What you should do >>
Report each line of the data that includes the word "this".

Source data >>
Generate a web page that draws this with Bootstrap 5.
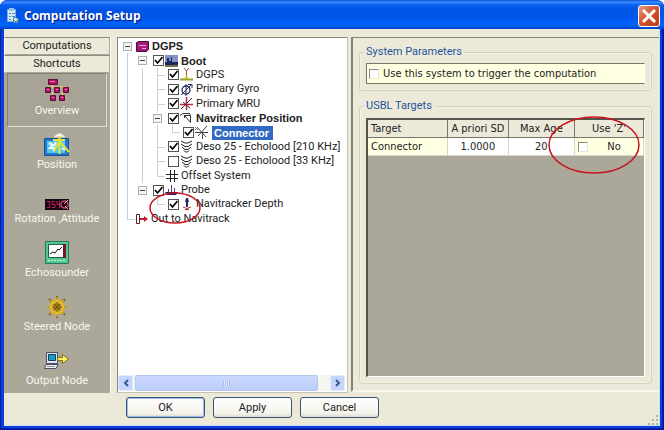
<!DOCTYPE html>
<html lang="en">
<head>
<meta charset="utf-8">
<meta name="viewport" content="width=device-width, initial-scale=1">
<title>Computation Setup</title>
<link href="https://cdn.jsdelivr.net/npm/bootstrap@5.3.0/dist/css/bootstrap.min.css" rel="stylesheet">
<style>
  body { font: 11px/14px Roboto, "Liberation Sans", Arial, sans-serif; color: #222; background: #fff; }
  svg { display: block; flex: none; }
  .win { background: #0a3fd6; padding: 0 4px 4px; border-radius: 7px 7px 0 0; box-shadow: inset 1px -1px 0 #0019a8, inset -2px -2px 0 #0019a8; }
  .titlebar { height: 29px; margin: 0 -4px; padding: 2px 4px 0 7px; border-radius: 7px 7px 0 0; background: linear-gradient(#0a4fd8 0, #3a8cff 2px, #0a5fee 5px, #0054e3 10px, #0059f0 20px, #0066ff 25px, #0040c8 29px); }
  .titlebar h1 { font: bold 12px/18px "Open Sans", "Noto Sans", sans-serif; color: #fff; text-shadow: 1px 1px 1px #0a1883; margin: 0; }
  .close-btn { width: 22px; height: 22px; padding: 0; border: 1px solid #fff; border-radius: 3px; background: linear-gradient(135deg, #e89a84, #d5502c 50%, #b93c18); }
  .client { background: #ece9d8; padding-top: 8px; min-height: 0; border: 0 solid #c4defa; border-width: 0 1px 1px 0; }
  .client main { min-height: 0; }
  .side { width: 107px; background: #aca899; border-right: 1px solid #fff; }
  .tab-btn { height: 18px; padding: 0; border: 1px solid; border-color: #8f8c7e #aaa798 #aca899 #fff; background: #ece9d8; color: #222; text-align: center; }
  .short { height: 54px; margin: 0 3px; padding: 3px 0 0; border: 1px solid transparent; background: none; color: #f7f6ef; flex: none; }
  .short.sel { border-color: #858274 #e0ddcf #e0ddcf #858274; background: #a8a495; }
  .short .pic { height: 27px; }
  .short span { line-height: 13px; white-space: nowrap; }
  .tree-pane { width: 231px; margin: 0 3px 0 6px; background: #fff; border: 1px solid #8c897b; border-right-color: #c5c2b2; border-bottom-color: #c5c2b2; }
  .tree { height: 187px; padding: 0 0 0 2px; margin: 1px 0 0; list-style: none; }
  .tree li { flex: 1 1 0; min-height: 0; white-space: nowrap; }
  .tree .fw-bold { font-family: "Liberation Sans", Arial, sans-serif; }
  .ind { width: 15px; flex: none; align-self: stretch; background: no-repeat; }
  .v { background-image: linear-gradient(#cfcfcf, #cfcfcf); background-size: 1px 100%; background-position: 7px 0; }
  .t { background-image: linear-gradient(#cfcfcf, #cfcfcf), linear-gradient(#cfcfcf, #cfcfcf); background-size: 1px 100%, 8px 1px; background-position: 7px 0, 7px 7px; }
  .l { background-image: linear-gradient(#cfcfcf, #cfcfcf), linear-gradient(#cfcfcf, #cfcfcf); background-size: 1px 8px, 8px 1px; background-position: 7px 0, 7px 7px; }
  .exp { width: 9px; height: 9px; padding: 0; margin: 3px; border: 1px solid #a9b0b8; background: linear-gradient(#444, #444) center / 5px 1px no-repeat #f5f4ef; }
  .ck { appearance: none; flex: none; width: 11px; height: 11px; margin: 0 0 0 3px; border: 1px solid #555; background: #fff; }
  .ck:checked { background: url("data:image/svg+xml,%3Csvg xmlns='http://www.w3.org/2000/svg' viewBox='0 0 9 9'%3E%3Cpath d='M1 4l2.5 3L8.5 1' fill='none' stroke='%23000' stroke-width='1.7'/%3E%3C/svg%3E") #fff; }
  .ico { margin: 0 3px 0 1px; }
  .pick { background: #316ac5; color: #fff; padding: 0 4px 0 2px; }
  .hbar { height: 16px; background: #f6f6f1; margin: 0 2px 1px 0; }
  .hbar button { width: 15px; padding: 0; border: 1px solid #e3ebff; border-radius: 2px; background: #c6d5fb; }
  .thumb { width: 183px; margin-left: 2px; border: 1px solid #b4c6f4; border-radius: 2px; background: linear-gradient(#cbd9ff, #bccdfb); }
  .grip { width: 7px; height: 5px; background: repeating-linear-gradient(90deg, #a9bcf0 0 1px, #dfe8ff 1px 2px); }
  .params { border: solid #858274; border-width: 1px 0 2px 2px; border-bottom-color: #f8f6ea; padding: 7px 7px 6px 6px; margin-bottom: 1px; }
  .group { border: 1px solid #d5d2c0; border-radius: 3px; box-shadow: inset 0 0 0 1px #f3f1e5; padding: 0 6px 6px; margin: 0; min-width: 0; }
  .group legend { font-size: 11px; line-height: 14px; color: #24549c; width: auto; float: none; padding: 0 2px; margin: 0 0 0 -2px; }
  .tah { font-family: "DejaVu Sans Condensed", "DejaVu Sans", sans-serif; color: #222; }
  .trigger { height: 21px; margin-top: 4px; padding-left: 2px; background: #ffffe1; border: 1px solid; border-color: #77756a #fff #77756a #77756a; }
  .flat { border-color: #8b897c #e8e6d4 #e8e6d4 #8b897c; width: 10px; height: 10px; margin: 0; }
  .well { background: #aca899; border: solid #55534a; border-width: 2px 1px 1px 2px; border-right-color: #fff; border-bottom-color: #fff; margin-top: 5px; }
  .targets { table-layout: fixed; margin: 0; width: 100%; border-collapse: separate; border-spacing: 0; text-align: center; color: #222; }
  .targets th, .targets td { height: 18px; padding: 0 3px; line-height: 16px; border: solid #aca899; border-width: 0 1px 1px 0; font-weight: normal; white-space: nowrap; }
  .targets th { background: #ece9d8; border-color: #77756a; }
  .targets td { background: #fff; border-color: #d8d5c6; }
  .targets .yel { background: #ffffe1; }
  .ring { position: absolute; pointer-events: none; z-index: 2; }
  .ring-probe { left: 28px; top: -6px; }
  .ring-z { left: -28px; top: -23px; }
  .foot { height: 32px; padding: 4px 1px 0 122px; gap: 8px; }
  .xp { width: 79px; height: 21px; padding: 0; font-size: 11px; line-height: 15px; color: #222; border: 1px solid #385872; border-radius: 3px; background: linear-gradient(#fff, #f4f3ec 80%, #dedbd0); }
  .xp:first-child { box-shadow: inset 0 0 0 1px #9dbcf0; }
</style>
<script src="https://cdn.jsdelivr.net/npm/bootstrap@5.3.0/dist/js/bootstrap.bundle.min.js"></script>
</head>
<body>
<svg width="0" height="0" class="position-absolute" aria-hidden="true">
  <defs>
    <g id="i-sonar" fill="none" stroke="#222"><path d="M1 1l4 2h3l4-2M1 4l4 2.500h3L12 4M2 7l3 2.500h3L11 7M4 10.500l1.500 1.500h2L9 10.500"/></g>
  </defs>
</svg>
<div class="win vh-100 d-flex flex-column overflow-hidden">
  <header class="titlebar d-flex align-items-center flex-shrink-0">
    <svg width="13" height="16" viewBox="0 0 13 16"><path fill="#d8ecf8" stroke="#7fb0dc" d="M.5 1.500h8v12h-8z"/><path fill="#8fc6e8" d="M2 0h5v3H2z"/><path stroke="#3f88c4" d="M2 5.500h2M5 5.500h3M2 8.500h2M5 8.500h3M2 11.500h2"/><path fill="#fff" stroke="#4787ba" d="M6.500 9.500l5 1-1 4.500-4-1z"/><path fill="none" stroke="#308040" d="M7 12l2 2 3-4"/></svg>
    <h1 class="ms-1">Computation Setup</h1>
    <button class="close-btn ms-auto d-flex align-items-center justify-content-center" type="button" aria-label="Close">
      <svg width="16" height="16" viewBox="0 0 16 16"><path d="M2 2l12 12M14 2L2 14" stroke="#fff" stroke-width="3"/></svg>
    </button>
  </header>

  <div class="client d-flex flex-column flex-grow-1">
    <main class="d-flex flex-grow-1">
      <nav class="side d-flex flex-column flex-shrink-0 overflow-hidden" aria-label="Shortcuts">
        <button class="tab-btn flex-shrink-0" type="button">Computations</button>
        <button class="tab-btn flex-shrink-0" type="button">Shortcuts</button>
        <button class="short sel d-flex flex-column align-items-center" type="button">
          <div class="pic d-flex align-items-center"><svg width="25" height="23" viewBox="0 0 25 23"><path d="M7.500 4v4M3.500 8h18M7.500 13v4M17.500 13v4" stroke="#eadb60" fill="none"/><g fill="#b5126a" stroke="#5f0d3b"><path d="M3.500.5h9v5h-9zM.5 8.500h5v5h-5zM9.500 8.500h5v5h-5zM18.500 8.500h5v5h-5zM5.500 16.500h5v5h-5zM14.500 16.500h5v5h-5z"/></g><path d="M5 2.500h5M2 10.500h2M11 10.500h2M20 10.500h2M7 18.500h2M16 18.500h2" stroke="#f57bc0"/></svg></div>
          <span>Overview</span></button>
        <button class="short d-flex flex-column align-items-center" type="button">
          <div class="pic d-flex align-items-center"><svg width="26" height="24" viewBox="0 0 26 24"><path fill="#2478d4" stroke="#155098" d="M.5 5.500h24v17H.5z"/><path fill="#57c8ea" d="M3 8h18v12H3z"/><path d="M5 10l4 2-3 3h5l-2 3M12 9l-2 4M18 15l3 2" fill="none" stroke="#e9fbff" stroke-width="2"/><path fill="#f6f7f2" stroke="#d8d8cf" d="M10 4q5-7 11 0z"/><path d="M15.500 3v18M9 7h12M15 9l-5 9M16 9l9 10" stroke="#e6e336" stroke-width="2" fill="none"/></svg></div>
          <span>Position</span></button>
        <button class="short d-flex flex-column align-items-center" type="button">
          <div class="pic d-flex align-items-end"><svg width="27" height="15" viewBox="0 0 27 15"><path fill="#180610" stroke="#aaa6a4" d="M.5 1.500h25v12H.5z"/><path d="M3 4.500h3l-1 3 1 3H3M11 4.500H8v3h3v3H8M13 4v3.500h3M15.500 4v7" fill="none" stroke="#b51e55"/><circle cx="20.500" cy="7.500" r="3.500" fill="none" stroke="#c04a70" stroke-width="1.500"/><path d="M20 7l4-4M21 9l3 3" stroke="#e3a8ba"/></svg></div>
          <span>Rotation ,Attitude</span></button>
        <button class="short d-flex flex-column align-items-center" type="button">
          <div class="pic d-flex align-items-center"><svg width="25" height="24" viewBox="0 0 25 24"><path fill="#55c890" stroke="#22775a" d="M.5.5h23v22H.5z"/><path fill="#fff" stroke="#1b5f4b" d="M3.500 3.500h17v13h-17z"/><path fill="#7b1622" d="M18 3h3v14h-3z"/><path fill="none" stroke="#111" d="M5 13l3-2 2 1 3-4 1 1 3-3"/><path stroke="#c9f3dc" d="M3 19.500h18" stroke-dasharray="2 1"/></svg></div>
          <span>Echosounder</span></button>
        <button class="short d-flex flex-column align-items-center" type="button">
          <div class="pic d-flex align-items-center"><svg width="22" height="22" viewBox="0 0 22 22"><path d="M11 0v22M1 11h20M3 3l16 16M19 3L3 19" stroke="#8a6708" stroke-width="2"/><circle cx="11" cy="11" r="6" fill="none" stroke="#e2b41e" stroke-width="3"/><path d="M11 1v20M1 11h20M4 4l14 14M18 4L4 18" stroke="#f5cc3a"/><path d="M11 6v10M6 11h10M8 8l6 6M14 8l-6 6" stroke="#775606"/></svg></div>
          <span>Steered Node</span></button>
        <button class="short d-flex flex-column align-items-center" type="button">
          <div class="pic d-flex align-items-center"><svg width="26" height="18" viewBox="0 0 26 18"><path fill="#e4e6ee" stroke="#4b5068" d="M2.500.5h11v11h-11z"/><path fill="#1c9cc4" stroke="#12405e" d="M4.500 2.500h7v6h-7z"/><path fill="#f2f2f5" stroke="#4b5068" d="M2 12.500h12l-2 4H.5z"/><path stroke="#8a90a5" d="M3 14.500h8"/><path fill="#fff06a" stroke="#85700c" d="M13.500 5.500h5v-3l6 4.500-6 4.500v-3h-5z"/></svg></div>
          <span>Output Node</span></button>
      </nav>

      <section class="tree-pane d-flex flex-column flex-shrink-0 justify-content-between">
        <ul class="tree d-flex flex-column">
          <li class="d-flex align-items-center"><button class="exp" type="button" aria-label="Collapse DGPS"></button>
            <svg class="ico" width="13" height="11" viewBox="0 0 13 11"><path fill="#a01878" stroke="#4b0a3b" d="M.5 1.500l2-1h10v8l-2 2H.5z"/><path d="M3 4.500h7M6 7.500h4" stroke="#f2a3d9"/></svg><span class="fw-bold">DGPS</span></li>
          <li class="d-flex align-items-center"><i class="ind v"></i><button class="exp" type="button" aria-label="Collapse Boot"></button><input class="ck" type="checkbox" id="c1" checked>
            <svg class="ico" width="13" height="12" viewBox="0 0 13 12"><path fill="#8391c7" d="M0 0h13v12H0z"/><path fill="#1c2757" d="M0 7h2V3h2v3h2V2h1v5h6v3H0z"/><path fill="#777544" d="M0 10h13v2H0z"/></svg><label for="c1" class="fw-bold">Boot</label></li>
          <li class="d-flex align-items-center"><i class="ind v"></i><i class="ind v"></i><i class="ind t"></i><input class="ck" type="checkbox" id="c2" checked>
            <svg class="ico" width="13" height="13" viewBox="0 0 13 13"><path d="M4 0l2.500 3L9 0M6.500 3v6" stroke="#a84a48" fill="none"/><path d="M0 11.500h13" stroke="#96a32a" stroke-width="2"/><path fill="#d0c43a" d="M4 11l2.500-4L9 11z"/></svg><label for="c2">DGPS</label></li>
          <li class="d-flex align-items-center"><i class="ind v"></i><i class="ind v"></i><i class="ind t"></i><input class="ck" type="checkbox" id="c3" checked>
            <svg class="ico" width="13" height="13" viewBox="0 0 13 13"><circle cx="6" cy="7" r="4" fill="none" stroke="#222a66" stroke-width="1.300"/><path d="M6 1v12M1 12L11 2M8 1.500h4V5" fill="none" stroke="#222a66"/></svg><label for="c3">Primary Gyro</label></li>
          <li class="d-flex align-items-center"><i class="ind v"></i><i class="ind v"></i><i class="ind t"></i><input class="ck" type="checkbox" id="c4" checked>
            <svg class="ico" width="13" height="13" viewBox="0 0 13 13"><path d="M0 7.500h13M6.500 0v13" stroke="#c02840" stroke-width="1.500"/><path d="M1 12L12 1M3 5l7 6" stroke="#4b2333" fill="none"/></svg><label for="c4">Primary MRU</label></li>
          <li class="d-flex align-items-center"><i class="ind v"></i><i class="ind v"></i><button class="exp" type="button" aria-label="Collapse Navitracker Position"></button><input class="ck" type="checkbox" id="c5" checked>
            <svg class="ico" width="13" height="12" viewBox="0 0 13 12"><path d="M0 3.500L3 1.500h6M4.500 3v3M4.500 3.500h6v7zM9 1l1.500 2" fill="none" stroke="#333"/></svg><label for="c5" class="fw-bold">Navitracker Position</label></li>
          <li class="d-flex align-items-center"><i class="ind v"></i><i class="ind v"></i><i class="ind v"></i><i class="ind l"></i><input class="ck" type="checkbox" id="c6" checked>
            <svg class="ico me-0" width="13" height="13" viewBox="0 0 13 13"><path d="M0 6.500h13M7.500 6v7M2 1l9 10M12 0L3 10" stroke="#444" fill="none"/><path d="M0 1l3 3M3 1L0 4" stroke="#777"/></svg><label for="c6" class="fw-bold pick ms-1">Connector</label></li>
          <li class="d-flex align-items-center"><i class="ind v"></i><i class="ind v"></i><i class="ind t"></i><input class="ck" type="checkbox" id="c7" checked>
            <svg class="ico" width="13" height="13" viewBox="0 0 13 13"><use href="#i-sonar"/></svg><label for="c7">Deso 25 - Echolood [210 KHz]</label></li>
          <li class="d-flex align-items-center"><i class="ind v"></i><i class="ind v"></i><i class="ind t"></i><input class="ck" type="checkbox" id="c8">
            <svg class="ico" width="13" height="13" viewBox="0 0 13 13"><use href="#i-sonar"/></svg><label for="c8">Deso 25 - Echolood [33 KHz]</label></li>
          <li class="d-flex align-items-center"><i class="ind v"></i><i class="ind v"></i><i class="ind l"></i>
            <svg class="ico" width="12" height="12" viewBox="0 0 12 12"><path d="M0 4.500h12M0 8.500h12M4.500 0v12M8.500 0v12" stroke="#222"/></svg><span>Offset System</span></li>
          <li class="d-flex align-items-center"><i class="ind v"></i><button class="exp" type="button" aria-label="Collapse Probe"></button><input class="ck" type="checkbox" id="c9" checked>
            <svg class="ico" width="13" height="12" viewBox="0 0 13 12"><path d="M3.500 8V5M6.500 8V1M9.500 8V4" stroke="#5b3b6b"/><path fill="#171d66" d="M0 8h13l-2 3H2z"/></svg><label for="c9">Probe</label></li>
          <li class="d-flex align-items-center position-relative"><i class="ind v"></i><i class="ind"></i><i class="ind l"></i><input class="ck" type="checkbox" id="c10" checked>
            <svg class="ico" width="13" height="13" viewBox="0 0 13 13"><path fill="#222a66" d="M6 0h2l1 4H8v5H6V4H5z"/><path d="M3 9q4 3 8 0M5 11.500h4" stroke="#b33" fill="none"/></svg><label for="c10">Navitracker Depth</label>
            <svg class="ring ring-probe" width="54" height="34" viewBox="0 0 54 34"><ellipse cx="27" cy="17" rx="25" ry="15" fill="none" stroke="#c8141e" stroke-width="1.500"/></svg></li>
          <li class="d-flex align-items-center"><i class="ind l"></i>
            <svg class="ico" width="12" height="10" viewBox="0 0 12 10"><path d="M.5.5h3v9h-3z" fill="#fff" stroke="#5c1c24"/><path d="M4 5h5" stroke="#c41e38" stroke-width="2"/><path fill="#c41e38" d="M8 2l4 3-4 3z"/></svg><span>Out to Navitrack</span></li>
        </ul>
        <div class="hbar d-flex">
          <button type="button" aria-label="Scroll left" class="d-flex align-items-center justify-content-center"><svg width="6" height="8" viewBox="0 0 6 8"><path d="M5 1L2 4l3 3" fill="none" stroke="#3a5692" stroke-width="2"/></svg></button>
          <div class="thumb d-flex align-items-center justify-content-center"><div class="grip"></div></div>
          <button type="button" aria-label="Scroll right" class="ms-auto d-flex align-items-center justify-content-center"><svg width="6" height="8" viewBox="0 0 6 8"><path d="M1 1l3 3-3 3" fill="none" stroke="#3a5692" stroke-width="2"/></svg></button>
        </div>
      </section>

      <section class="params flex-grow-1 d-flex flex-column">
        <fieldset class="group flex-shrink-0">
          <legend>System Parameters</legend>
          <div class="trigger tah d-flex align-items-center"><input class="ck flat" type="checkbox" id="trig"><label for="trig" class="ps-1 text-nowrap">Use this system to trigger the computation</label></div>
        </fieldset>
        <fieldset class="group mt-2 flex-grow-1 d-flex flex-column">
          <legend>USBL Targets</legend>
          <div class="well flex-grow-1">
            <table class="targets tah">
              <colgroup><col style="width:29%"><col style="width:22%"><col style="width:24%"><col style="width:25%"></colgroup>
              <thead><tr><th class="text-start">Target</th><th>A priori SD</th><th>Max Age</th><th>Use 'Z'</th></tr></thead>
              <tbody><tr><td class="text-start yel">Connector</td><td>1.0000</td><td>20</td>
                <td class="yel position-relative"><div class="d-flex align-items-center"><input class="ck flat" type="checkbox" id="usez"><label for="usez" class="flex-grow-1">No</label></div>
                <svg class="ring ring-z" width="94" height="60" viewBox="0 0 94 60"><ellipse cx="47" cy="30" rx="45" ry="28" fill="none" stroke="#c8141e" stroke-width="1.500"/></svg></td></tr></tbody>
            </table>
          </div>
        </fieldset>
      </section>
    </main>
    <footer class="foot d-flex flex-shrink-0">
      <button class="xp" type="button">OK</button>
      <button class="xp" type="button">Apply</button>
      <button class="xp" type="button">Cancel</button>
      <svg class="ms-auto align-self-end" width="10" height="10" viewBox="0 0 10 10"><path fill="#b8b4a2" d="M8 0h2v2H8zM4 4h2v2H4zM8 4h2v2H8zM0 8h2v2H0zM4 8h2v2H4zM8 8h2v2H8z"/></svg>
    </footer>
  </div>
</div>
</body>
</html>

Answer in full >>
Generate a web page that draws this with Bootstrap 5.
          <div class="trigger tah d-flex align-items-center"><input class="ck flat" type="checkbox" id="trig"><label for="trig" class="ps-1 text-nowrap">Use this system to trigger the computation</label></div>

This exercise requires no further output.